I realized that my mistake was to modify the Reduce class for post
processing of output in this way:
if(sum > 100)
output.collect(key, new IntWritable(sum));
}
without keeping the original Combiner class (in the WordCount example,
Reducer and Combiner are the same class, named Reduce): I guess that,
because Combiner works with local data in memory, instead of disk files,
this can generate unwanted side effects like the one I experienced.
Then, I tried to run a post-process operation on Reduce values, using
the original Reduce as a Combiner, and a new Reduce (with a threshold
condition such as above) as the Reducer. This worked correctly. I assume
that doing similar operations as above at the Reduce time is reliable
and does not generate side effects.
Cheers,
Luca
On Sun, 2007-09-16 at 16:48 -0700, Devaraj Das wrote:
> Hi Luca,
> You really raised my curiousity and I went and tried it myself. I had a
> bunch of files adding up to 591 MB in a dir, and an equivalent single file
> in a different dir in the hdfs. Ran two MR jobs with #reducers = 2. The
> outputs were exactly the same.
> The split sizes will not affect the outcome in the wordcount case. The #maps
> is a function of the hdfs block size, #maps the user specified,
> length/number of files.

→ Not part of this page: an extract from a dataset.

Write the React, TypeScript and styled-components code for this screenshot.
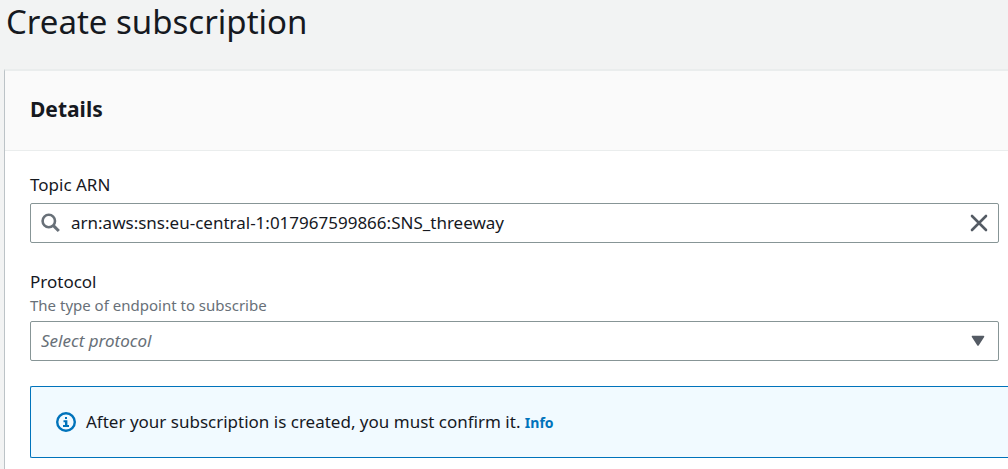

The RecordReader,
> org.apache.hadoop.mapred.LineRecordReader has logic for handling cases where
> files could be split anywhere (newlines could straddle hdfs block boundary).
> If you look at
> org.apache.hadoop.mapred.FileInputFormat.getSplits, you can see how all this
> info is used.
> Hadoop doesn't honor mapred.map.tasks beyond considering it a hint. But it
> accepts the user specified mapred.reduce.tasks and doesn't manipulate that.
> You cannot force mapred.map.tasks but can specify mapred.reduce.tasks.
> Thanks,
> Devaraj.
>
>
> > -----Original Message-----
> > From: Luca Telloli [mailto:[EMAIL PROTECTED]
> > Sent: Friday, September 14, 2007 7:17 AM
> > To: [email protected]
> > Subject: Strange Hadoop behavior - Different results on
> > equivalent input
> >
> > Hello everyone,
> > I'm new to Hadoop and to this mailing list so: Hello. =)
> >
> > I'm experiencing a problem that I can't understand; I'm
> > performing a wordcount task (from the examples in the source)
> > on a single Hadoop node configured as a pseudo-distributed
> > environment. My input is a set of document I scratched from
> > /usr/share/doc.
> >
> > I have two inputs:
> > - the first one is a set of three files of 189, 45 and 1.9
> > MB, named input-compact
> > - the second one is the same as above, put on a single 236MB
> > file with cat, named input-single, so I'm talking about
> > "equivalent" input
> >
> > Logs report 11 map tasks for one job and 10 for the other,
> > both having a total of 2 reduce tasks. I expect the outcome
> > to be the same, but it's not, as it follows from the tail of
> > my outputs
> >
> > $ tail /tmp/output-*
> > ==> /tmp/output-compact <==
> > yet.</td> 164
> > you 23719
> > You 4603
> > your 7097
> > Zend 111
> > zero, 101
> > zero 1637
> > zero-based 114
> > zval 140
> > zval* 191
> >
> > ==> /tmp/output-single <==
> > Y 289
> > (Yasuhiro 105
> > yet.</td> 164
> > you 23719
> > You 4622
> > your 7121
> > zero, 101
> > zero 1646
> > zero-based 114
> > zval* 191
> >
> > - Does the way Hadoop splits its input in block on HDFS
> > influence the possible outcome of the computation?
> >
> > - Even so: how can the result be so different? I mean, the
> > word zval, having 140 occurrences in the first run, doesn't
> > even appear in the second one!
> >
> > - Third question: I've been seeing that, when files are
> > small, hadoop tends to make as many maps as the number of
> > files. My initial input was scattered into 13k different
> > small files and was not good for the task, as I realized
> > quite soon, having almost 13k maps running the same task.
> > At that time, I specified a few parameters in my
> > initialization file, like mapred.map.tasks = 10 and
> > mapred.reduce.tasks = 2. I wonder how hadoop decides on the
> > number of maps; on the help it says that mapred.map.tasks is
> > a _value per job_ but I wonder if instead is not some
> > function of <#tasks, #input files> or other parameters.
> >
> > - Finally, is there a way to completely force these
> > parameters (numbers of maps and reduce)?
> >
> > Apologies if any of these questions might sound dumb, I'm
> > really new to the software and willing to learn more.
> >
> > Thanks,
> > Luca
> >
> >
>